At Louis Armstrong New Orleans International Airport, Atlantic Aviation’s FBO suffered little more than water damage to carpets. Traffic is busy, according to Sommers. “The city’s coming back, and we hope one day Lakefront will come back. They suffered huge damages there.”
Lakefront’s other FBO, Aviaport Business Jet Center, is also operating from temporary facilities due to major damage to its building. Business is slowly picking up, a company spokesman said, but with only one runway open, no tower, no ILS and no official weather observations, pilots flying into Lakefront are restricted to higher minimums using the GPS or VOR approaches. Lakefront used to have local U.S. Customs officers, and there is no word on when, or if, they’ll be back.
David Cusimano, president of Lakefront flight school Gulf Coast Aviation, said business is OK, but there are still infrastructure problems. Gulf Coast’s trailer office has electricity, due to its location next to the terminal building, but there is still no landline telephone service.

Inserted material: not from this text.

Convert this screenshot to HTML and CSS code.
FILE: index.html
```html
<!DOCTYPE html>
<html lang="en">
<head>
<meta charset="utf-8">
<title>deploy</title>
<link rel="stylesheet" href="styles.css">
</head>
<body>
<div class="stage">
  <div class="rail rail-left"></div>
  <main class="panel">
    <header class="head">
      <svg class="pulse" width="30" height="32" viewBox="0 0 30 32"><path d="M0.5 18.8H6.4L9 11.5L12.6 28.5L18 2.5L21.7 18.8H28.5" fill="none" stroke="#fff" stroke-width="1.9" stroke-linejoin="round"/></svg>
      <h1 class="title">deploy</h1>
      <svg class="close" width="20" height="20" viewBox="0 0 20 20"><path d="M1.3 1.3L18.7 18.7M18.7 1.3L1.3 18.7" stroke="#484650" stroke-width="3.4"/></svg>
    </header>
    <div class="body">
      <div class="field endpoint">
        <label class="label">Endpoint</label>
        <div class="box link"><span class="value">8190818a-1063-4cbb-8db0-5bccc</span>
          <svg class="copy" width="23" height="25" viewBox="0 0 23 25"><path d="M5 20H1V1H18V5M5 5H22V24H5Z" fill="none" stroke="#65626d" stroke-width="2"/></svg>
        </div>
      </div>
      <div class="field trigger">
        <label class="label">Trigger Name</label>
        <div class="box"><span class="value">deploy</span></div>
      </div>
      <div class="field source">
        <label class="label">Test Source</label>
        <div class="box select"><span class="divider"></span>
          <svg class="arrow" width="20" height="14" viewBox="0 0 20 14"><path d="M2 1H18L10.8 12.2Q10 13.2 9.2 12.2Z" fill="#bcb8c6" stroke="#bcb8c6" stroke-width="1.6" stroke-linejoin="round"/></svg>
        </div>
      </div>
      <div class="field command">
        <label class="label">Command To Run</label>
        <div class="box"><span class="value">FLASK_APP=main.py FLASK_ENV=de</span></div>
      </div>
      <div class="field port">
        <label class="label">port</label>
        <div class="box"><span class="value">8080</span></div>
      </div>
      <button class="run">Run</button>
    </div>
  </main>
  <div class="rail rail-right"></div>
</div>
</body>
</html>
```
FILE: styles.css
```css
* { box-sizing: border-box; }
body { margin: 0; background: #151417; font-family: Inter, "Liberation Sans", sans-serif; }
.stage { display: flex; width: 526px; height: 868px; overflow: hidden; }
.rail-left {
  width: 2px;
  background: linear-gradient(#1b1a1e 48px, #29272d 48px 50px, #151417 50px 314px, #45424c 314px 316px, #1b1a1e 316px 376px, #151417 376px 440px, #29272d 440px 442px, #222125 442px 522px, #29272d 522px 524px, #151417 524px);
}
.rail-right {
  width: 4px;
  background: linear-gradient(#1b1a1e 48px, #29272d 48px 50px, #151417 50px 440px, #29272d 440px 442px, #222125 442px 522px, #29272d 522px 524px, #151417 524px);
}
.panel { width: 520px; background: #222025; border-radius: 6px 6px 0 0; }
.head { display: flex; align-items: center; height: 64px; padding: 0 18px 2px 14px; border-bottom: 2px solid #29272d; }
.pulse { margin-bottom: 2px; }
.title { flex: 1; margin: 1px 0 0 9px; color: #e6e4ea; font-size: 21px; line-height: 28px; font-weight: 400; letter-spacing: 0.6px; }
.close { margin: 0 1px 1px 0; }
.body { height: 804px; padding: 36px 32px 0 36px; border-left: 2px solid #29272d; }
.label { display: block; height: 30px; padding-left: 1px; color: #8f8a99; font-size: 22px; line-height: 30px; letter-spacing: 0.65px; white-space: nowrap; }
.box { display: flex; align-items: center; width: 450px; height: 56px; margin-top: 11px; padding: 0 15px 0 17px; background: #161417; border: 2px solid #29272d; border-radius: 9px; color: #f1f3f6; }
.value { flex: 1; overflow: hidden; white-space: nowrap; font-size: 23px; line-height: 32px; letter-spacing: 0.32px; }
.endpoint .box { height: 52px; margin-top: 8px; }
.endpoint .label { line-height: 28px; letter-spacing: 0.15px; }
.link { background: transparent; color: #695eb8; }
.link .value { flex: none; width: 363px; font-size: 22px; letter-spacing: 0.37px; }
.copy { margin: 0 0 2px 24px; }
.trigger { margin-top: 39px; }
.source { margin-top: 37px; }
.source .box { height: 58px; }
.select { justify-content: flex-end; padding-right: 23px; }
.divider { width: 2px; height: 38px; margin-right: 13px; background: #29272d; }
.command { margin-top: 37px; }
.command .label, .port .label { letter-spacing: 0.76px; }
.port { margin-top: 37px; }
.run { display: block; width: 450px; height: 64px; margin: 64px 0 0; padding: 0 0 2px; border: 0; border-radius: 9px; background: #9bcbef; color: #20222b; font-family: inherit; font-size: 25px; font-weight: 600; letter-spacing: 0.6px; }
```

The beautiful 1930s terminal building still needs a roof, eight months after the storm, and the interior suffers more damage every time it rains, Cusimano said. Gulf Coast’s fleet includes three airplanes, with two more due to arrive this month. “There’s definitely a market here,” he said, “if we can get the airport back in business.”
Conventions resumed at the Ernest M. Morial Convention Center in March, and since then, said Million Air’s Fanguy, “traffic has been picking up.” The FAA is working on adding a portable ILS at the airport.